# Required work
Each line of the listing must be transcribed exactly, except for the images, which should be excluded.
★ ★ ★
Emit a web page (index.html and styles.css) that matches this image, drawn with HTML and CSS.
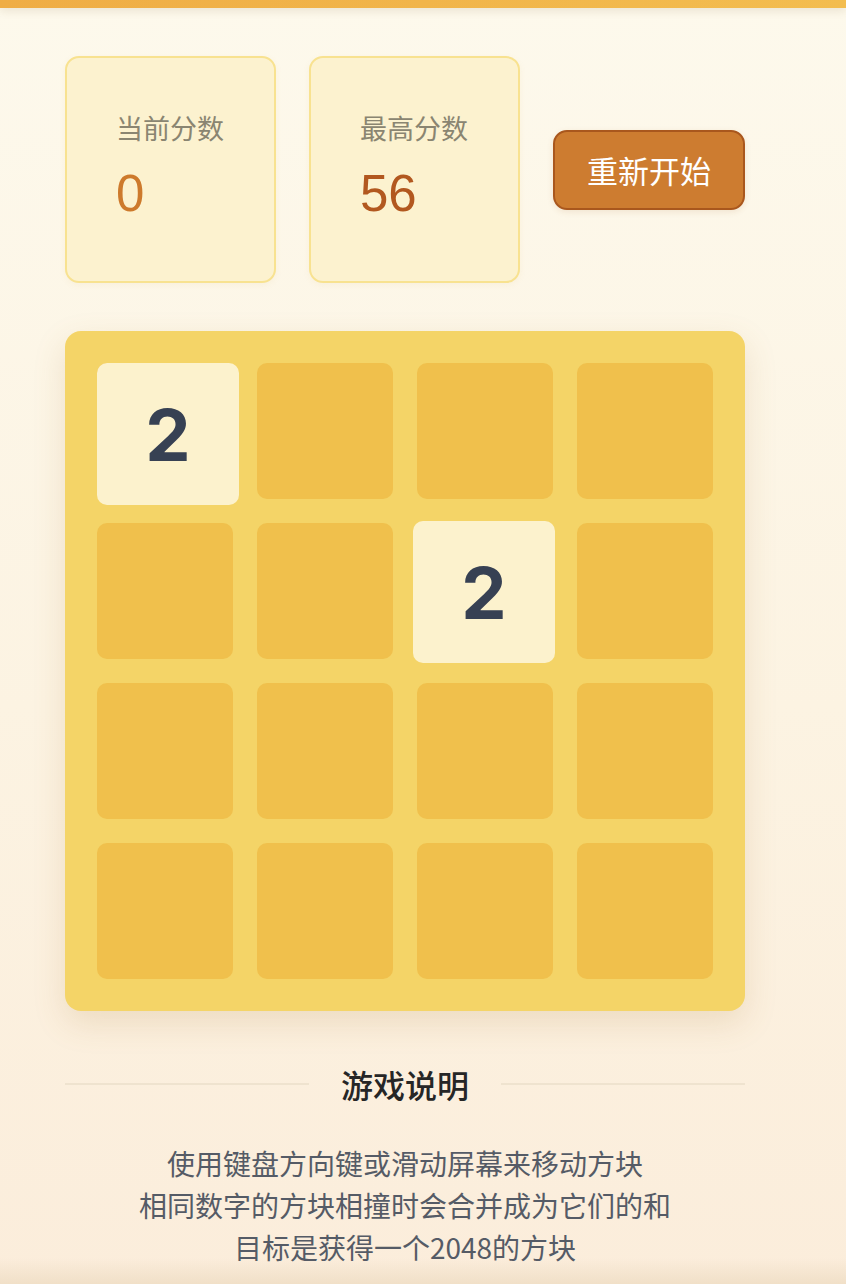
FILE: index.html
```html
<!DOCTYPE html>
<html lang="zh-CN">
<head>
<meta charset="utf-8">
<title>2048</title>
<link rel="stylesheet" href="styles.css">
</head>
<body>
<div class="topbar"></div>
<main class="page">
  <section class="scores">
    <div class="score-card">
      <div class="score-label">当前分数</div>
      <div class="score-value current">0</div>
    </div>
    <div class="score-card">
      <div class="score-label">最高分数</div>
      <div class="score-value best">56</div>
    </div>
    <button class="restart">重新开始</button>
  </section>

  <section class="board">
    <div class="cell"><div class="tile tile-a">2</div></div>
    <div class="cell"></div>
    <div class="cell"></div>
    <div class="cell"></div>
    <div class="cell"></div>
    <div class="cell"></div>
    <div class="cell"><div class="tile tile-b">2</div></div>
    <div class="cell"></div>
    <div class="cell"></div>
    <div class="cell"></div>
    <div class="cell"></div>
    <div class="cell"></div>
    <div class="cell"></div>
    <div class="cell"></div>
    <div class="cell"></div>
    <div class="cell"></div>
  </section>

  <section class="help">
    <div class="help-title">
      <span class="rule"></span>
      <h2>游戏说明</h2>
      <span class="rule"></span>
    </div>
    <p class="help-text">使用键盘方向键或滑动屏幕来移动方块<br>相同数字的方块相撞时会合并成为它们的和<br>目标是获得一个2048的方块</p>
  </section>
</main>
</body>
</html>
```

FILE: styles.css
```css
html {
  height: 100%;
}
body {
  margin: 0;
  min-height: 100vh;
  font-family: "Liberation Sans", "Noto Sans CJK SC", sans-serif;
  background:
    linear-gradient(180deg, rgba(0,0,0,0) calc(100% - 26px), rgba(214,190,150,0.28) 100%),
    linear-gradient(180deg, #fdf9ec 0%, #fcf3e2 55%, #fbeddb 100%);
}
.topbar {
  height: 8px;
  background: linear-gradient(90deg, #efad45 0%, #f3bd4f 100%);
  box-shadow: 0 3px 8px rgba(120, 90, 40, 0.14);
}
.page {
  width: 680px;
  padding: 48px 0 0 65px;
}
.scores {
  display: flex;
  align-items: center;
  gap: 33px;
}
.score-card {
  box-sizing: border-box;
  width: 211px;
  height: 227px;
  padding: 50px 0 0 49px;
  background: #fcf2cf;
  border: 2px solid #f8e290;
  border-radius: 14px;
  box-shadow: 0 2px 6px rgba(200, 160, 80, 0.08);
}
.score-label {
  font-family: "Noto Sans CJK SC", sans-serif;
  font-size: 27px;
  line-height: 40px;
  color: #8a8571;
}
.score-value {
  margin-top: 16px;
  font-size: 51px;
  line-height: 60px;
}
.score-value.current {
  color: #cd7a2c;
}
.score-value.best {
  color: #b2581f;
}
.restart {
  box-sizing: border-box;
  width: 192px;
  height: 80px;
  padding: 0;
  background: #cd7c30;
  border: 2px solid #a9571d;
  border-radius: 14px;
  color: #ffffff;
  font-family: "Noto Sans CJK SC", sans-serif;
  font-size: 31px;
  box-shadow: 0 2px 6px rgba(160, 90, 30, 0.12);
}
.board {
  box-sizing: border-box;
  width: 680px;
  height: 680px;
  margin-top: 48px;
  padding: 32px;
  display: grid;
  grid-template-columns: repeat(4, 136px);
  grid-template-rows: repeat(4, 136px);
  gap: 24px;
  background: #f4d467;
  border-radius: 16px;
  box-shadow: 0 12px 32px rgba(170, 130, 60, 0.18);
}
.cell {
  position: relative;
  background: #f0c04c;
  border-radius: 10px;
}
.tile {
  position: absolute;
  width: 142px;
  height: 142px;
  display: flex;
  align-items: center;
  justify-content: center;
  background: #fcf2cd;
  border-radius: 10px;
  font-family: Inter, "Liberation Sans", sans-serif;
  font-weight: 700;
  font-size: 72px;
  color: #374153;
}
.tile-a {
  left: 0;
  top: 0;
}
.tile-b {
  left: -4px;
  top: -2px;
}
.help {
  margin-top: 51px;
}
.help-title {
  display: flex;
  align-items: center;
  gap: 32px;
}
.rule {
  flex: 1;
  height: 2px;
  background: #efe3cf;
}
.help-title h2 {
  margin: 0;
  font-family: "Noto Sans CJK SC", sans-serif;
  font-size: 32px;
  line-height: 44px;
  font-weight: 500;
  color: #262626;
}
.help-text {
  margin: 36px 0 0;
  text-align: center;
  font-family: "Noto Sans CJK SC", sans-serif;
  font-size: 28px;
  line-height: 42px;
  color: #555b66;
}
```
★ ★ ★
# Finished answer
Emit a web page (index.html and styles.css) that matches this image, drawn with HTML and CSS.
FILE: index.html
```html
<!DOCTYPE html>
<html lang="zh-CN">
<head>
<meta charset="utf-8">
<title>2048</title>
<link rel="stylesheet" href="styles.css">
</head>
<body>
<div class="topbar"></div>
<main class="page">
  <section class="scores">
    <div class="score-card">
      <div class="score-label">当前分数</div>
      <div class="score-value current">0</div>
    </div>
    <div class="score-card">
      <div class="score-label">最高分数</div>
      <div class="score-value best">56</div>
    </div>
    <button class="restart">重新开始</button>
  </section>

  <section class="board">
    <div class="cell"><div class="tile tile-a">2</div></div>
    <div class="cell"></div>
    <div class="cell"></div>
    <div class="cell"></div>
    <div class="cell"></div>
    <div class="cell"></div>
    <div class="cell"><div class="tile tile-b">2</div></div>
    <div class="cell"></div>
    <div class="cell"></div>
    <div class="cell"></div>
    <div class="cell"></div>
    <div class="cell"></div>
    <div class="cell"></div>
    <div class="cell"></div>
    <div class="cell"></div>
    <div class="cell"></div>
  </section>

  <section class="help">
    <div class="help-title">
      <span class="rule"></span>
      <h2>游戏说明</h2>
      <span class="rule"></span>
    </div>
    <p class="help-text">使用键盘方向键或滑动屏幕来移动方块<br>相同数字的方块相撞时会合并成为它们的和<br>目标是获得一个2048的方块</p>
  </section>
</main>
</body>
</html>
```

FILE: styles.css
```css
html {
  height: 100%;
}
body {
  margin: 0;
  min-height: 100vh;
  font-family: "Liberation Sans", "Noto Sans CJK SC", sans-serif;
  background:
    linear-gradient(180deg, rgba(0,0,0,0) calc(100% - 26px), rgba(214,190,150,0.28) 100%),
    linear-gradient(180deg, #fdf9ec 0%, #fcf3e2 55%, #fbeddb 100%);
}
.topbar {
  height: 8px;
  background: linear-gradient(90deg, #efad45 0%, #f3bd4f 100%);
  box-shadow: 0 3px 8px rgba(120, 90, 40, 0.14);
}
.page {
  width: 680px;
  padding: 48px 0 0 65px;
}
.scores {
  display: flex;
  align-items: center;
  gap: 33px;
}
.score-card {
  box-sizing: border-box;
  width: 211px;
  height: 227px;
  padding: 50px 0 0 49px;
  background: #fcf2cf;
  border: 2px solid #f8e290;
  border-radius: 14px;
  box-shadow: 0 2px 6px rgba(200, 160, 80, 0.08);
}
.score-label {
  font-family: "Noto Sans CJK SC", sans-serif;
  font-size: 27px;
  line-height: 40px;
  color: #8a8571;
}
.score-value {
  margin-top: 16px;
  font-size: 51px;
  line-height: 60px;
}
.score-value.current {
  color: #cd7a2c;
}
.score-value.best {
  color: #b2581f;
}
.restart {
  box-sizing: border-box;
  width: 192px;
  height: 80px;
  padding: 0;
  background: #cd7c30;
  border: 2px solid #a9571d;
  border-radius: 14px;
  color: #ffffff;
  font-family: "Noto Sans CJK SC", sans-serif;
  font-size: 31px;
  box-shadow: 0 2px 6px rgba(160, 90, 30, 0.12);
}
.board {
  box-sizing: border-box;
  width: 680px;
  height: 680px;
  margin-top: 48px;
  padding: 32px;
  display: grid;
  grid-template-columns: repeat(4, 136px);
  grid-template-rows: repeat(4, 136px);
  gap: 24px;
  background: #f4d467;
  border-radius: 16px;
  box-shadow: 0 12px 32px rgba(170, 130, 60, 0.18);
}
.cell {
  position: relative;
  background: #f0c04c;
  border-radius: 10px;
}
.tile {
  position: absolute;
  width: 142px;
  height: 142px;
  display: flex;
  align-items: center;
  justify-content: center;
  background: #fcf2cd;
  border-radius: 10px;
  font-family: Inter, "Liberation Sans", sans-serif;
  font-weight: 700;
  font-size: 72px;
  color: #374153;
}
.tile-a {
  left: 0;
  top: 0;
}
.tile-b {
  left: -4px;
  top: -2px;
}
.help {
  margin-top: 51px;
}
.help-title {
  display: flex;
  align-items: center;
  gap: 32px;
}
.rule {
  flex: 1;
  height: 2px;
  background: #efe3cf;
}
.help-title h2 {
  margin: 0;
  font-family: "Noto Sans CJK SC", sans-serif;
  font-size: 32px;
  line-height: 44px;
  font-weight: 500;
  color: #262626;
}
.help-text {
  margin: 36px 0 0;
  text-align: center;
  font-family: "Noto Sans CJK SC", sans-serif;
  font-size: 28px;
  line-height: 42px;
  color: #555b66;
}
```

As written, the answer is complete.